For two weeks every summer, Viltis rents a camp on the Baltic Sea, buses in 50 or so volunteers, and offers two weeks of respite to the families taking care of kids with disabilities.  The volunteers work with the kids for two sessions during the day while parents relax by the sea (or lurk behind trees as to not miss anything their child may be doing).  There is also a group of teachers that the Ministry of Education sends to camp to work with the APPLE program I am a part of.  We get a very special group of students and we, the facilitators, work with them, their parents, and the teachers.  We also have camp volunteers that work with us, including Leticija, who is one of the most alive people I have ever met. I hope I have some time to tell you her story. 

 My job is to teach the teachers, but well, that's really not the fun part.  These guys are...


Meet Arnas. He is 14 and doesn't walk. He sure rides the hell out of his tricycle though and his wheelchair didn't stop him from beating me at basketball. He laughs a lot and always offers a handshake in greetings.  He wears pretty rad motorcycle gloves to protect his hands from blisters as he pushes the wheels of his chair.  He goes to a regular school and is in general education classes. He doesn't pee Monday-Friday until after 3:00.  He can't stand up to go to the toilet and no one at school will help him.

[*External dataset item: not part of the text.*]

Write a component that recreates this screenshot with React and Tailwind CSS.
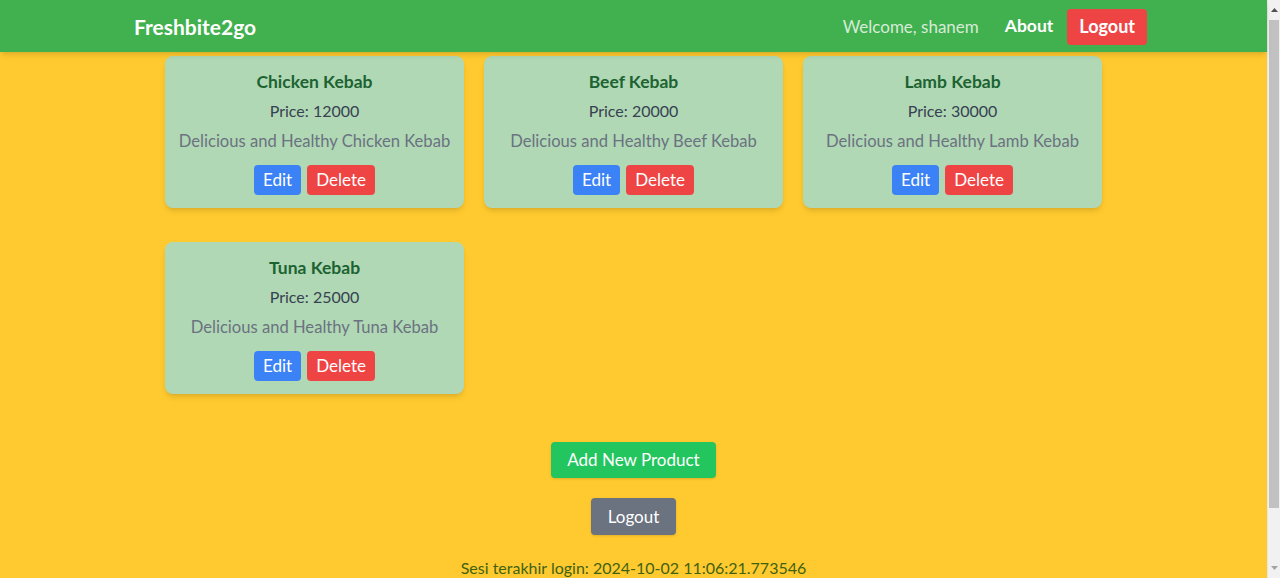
const products = [
  { name: "Chicken Kebab", price: 12000, desc: "Delicious and Healthy Chicken Kebab" },
  { name: "Beef Kebab", price: 20000, desc: "Delicious and Healthy Beef Kebab" },
  { name: "Lamb Kebab", price: 30000, desc: "Delicious and Healthy Lamb Kebab" },
  { name: "Tuna Kebab", price: 25000, desc: "Delicious and Healthy Tuna Kebab" },
];

const ProductCard = ({ product }) => (
  <div className="bg-[#b0d8b5] rounded-lg shadow-md px-3 pt-3 pb-[13px] text-center">
    <h2 className="text-[17.5px] leading-[26px] mt-[1px] font-bold text-[#1d6332]">{product.name}</h2>
    <p className="mt-[4px] text-[16px] leading-6 text-[#374151]">Price: {product.price}</p>
    <p className="mt-[6px] text-[16.6px] leading-6 text-[#6b7280]">{product.desc}</p>
    <div className="mt-3 flex justify-center gap-[6px]">
      <button className="h-[30px] px-[9px] rounded bg-[#3b82f6] text-white text-[17px]">Edit</button>
      <button className="h-[30px] px-[9px] rounded bg-[#ef4444] text-white text-[17px]">Delete</button>
    </div>
  </div>
);

const Scrollbar = () => (
  <div className="w-[13px] flex-none flex flex-col bg-[#f1f1f1] border-l border-[#e6e6e6]">
    <div className="h-[20px] flex items-center justify-center">
      <svg width="7" height="4" viewBox="0 0 7 4">
        <path d="M3.5 0L7 4H0z" fill="#505050" />
      </svg>
    </div>
    <div className="h-[488px] mx-[1px] bg-[#c1c1c1]" />
    <div className="flex-1" />
    <div className="h-[20px] flex items-center justify-center">
      <svg width="7" height="4" viewBox="0 0 7 4">
        <path d="M0 0H7L3.5 4z" fill="#a3a3a3" />
      </svg>
    </div>
  </div>
);

export default function App() {
  return (
    <div className="flex h-[578px] overflow-hidden font-['Lato',sans-serif]">
      <div className="w-[1267px] flex-none bg-[#ffca2f]">
        {/* Navbar */}
        <nav className="relative z-10 h-[52px] bg-[#41b04f] shadow-md flex items-center justify-between pl-[134px] pr-[120px]">
          <span className="text-[21px] font-bold text-white mt-[1px]">Freshbite2go</span>
          <div className="flex items-center mt-[1px]">
            <span className="text-[#d6ecd8] text-[17px]">Welcome, shanem</span>
            <a href="#" className="ml-[26px] text-white font-bold text-[17.5px]">About</a>
            <button className="ml-[14px] h-9 px-[12px] rounded bg-[#ef4444] text-white font-bold text-[18px]">
              Logout
            </button>
          </div>
        </nav>

        {/* Products */}
        <div className="w-[937px] mx-auto mt-1 grid grid-cols-3 gap-x-5 gap-y-[34px]">
          {products.map((p) => (
            <ProductCard key={p.name} product={p} />
          ))}
        </div>

        {/* Actions */}
        <div className="mt-[48px] flex flex-col items-center">
          <button className="h-9 px-4 rounded bg-[#22c55e] text-white text-[17px] shadow-sm">
            Add New Product
          </button>
          <button className="mt-5 h-[37px] px-[17px] rounded bg-[#6b7280] text-white text-[17px] shadow-sm">
            Logout
          </button>
          <p className="mt-[21px] text-[#3f6212]">Sesi terakhir login: 2024-10-02 11:06:21.773546</p>
        </div>
      </div>
      <Scrollbar />
    </div>
  );
}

This is Greta.  She loves to dance.  She doesn't much mind if there is music playing or not. I don't know that much about her educational situation, but if she goes to a school it is not integrated.  I do know that her mom loves her very much, and accepts her for who she is. 



Erikas has seizures and doesn't talk much.  He has the most brilliantly blue eyes that match his mother's. He talks to you with them.  Leticija claimed him for her own immediately upon meeting him, and I see why.  She's right, he is special. 


Montvidas really likes to play catch.  Last year he wouldn't talk to me and had a really hard time leaving his mom even for the few hours our program ran.  This year he held my hand as often as he held hers.  We played ball every morning and once he even hid when his mom came to get him.  He's a pretty smart kid, who doesn't read as he should at his age.  He's got serious social anxiety, but I think he'll be okay.


Meet Henrikas.  He is adorable.  He is autistic.  Every morning he checks for new toys and then dismantles and rebuilds the twig houses he has built around our meeting spot. He loves to run away, but mostly just for the being caught part. 


Dovidus doesn't go to school.  His mother is a poet and works with him at home. He attends art classes at a center for people with disabilities.  He also has a tutor that comes to their home 6 or so hours a week.  This is enough by ministry standards to count as "being educated."  He refuses to learn to read, although he could.  I can't really blame him.  If no one asked me to learn until I was 16, I'd be pissed too.  Every night at the "disco" you'll find him on the balcony, microphone in hand, leading the group in Lithuanian and Russian pop songs.  In last year's APPLE performance, we were characters in the same family.  The first thing he did this year was hug me and remind me that he is my brother.  


This is Rytis.  He is very special.  I don't often work with kids who are this severely disabled, and I may really not be equipped to.  This little guy did a pretty good job this week of making me think again.  He recognizes you.  He can answer your questions with his gaze. He gets jealous when you leave him to play with someone else.  He forgave my terrible pronunciation when reading him stories.  I thank him for challenging my assumptions.
 

And this is the love of my life. You've heard about him before. He captured my heart last year by chasing me around in his wheel chair and we proceeded to set a world record for the number of times two people could sing Head Shoulders Knees and Toes in a 9 day period. Izodorius is going to be in the 3rd grade. He may be the luckiest little boy in Lithuania.

His mother is the most brilliantly stubborn woman I have ever met.  She decided he would go to a regular school with his peers and she made it happen. It didn't matter if he was the only one in their whole town.  She wasn't happy with his first grade teacher's method of "integration" which involved him sitting in the corner working on his own assignments, while the class existed without him.  So she partnered up with her older son's 2nd-4th grade teacher and they are in the process of making history.  I met them last summer when Izidorius's mom, Jurgita, brought his future teacher, Zydra, to camp with them.  Zydra stood out high above the others as smart, empathetic, and courageous.  And then she came back.  

She told us about her class-how accepting they are of Izodorius and how kids take turns to get to be the ones to help him.  She told us about challenging other teachers - those who didn't want to take him for art or PE, and how now they come to walk with him to class.  She told us about how the  administration approached her about including other special needs students in the school.  She wouldn't take any of the credit for a successful year, but it was her spirit, persistence, and compassion, along with a solid partnership with Jurgita, that made it work.  I would not want to enter in to any sort of argument with these women.  I would lose, hands down, before even getting started.  But in this case, everybody wins.  

This year's group of teachers was from a different planet than last year's. They belong at a place called Viltis, because they inspire just that.  I am hopeful they will find a place for these kids in their society.  I am hopeful that they will continue to improve their classrooms as places for all.  I am hopeful that they are the future of Lithuania.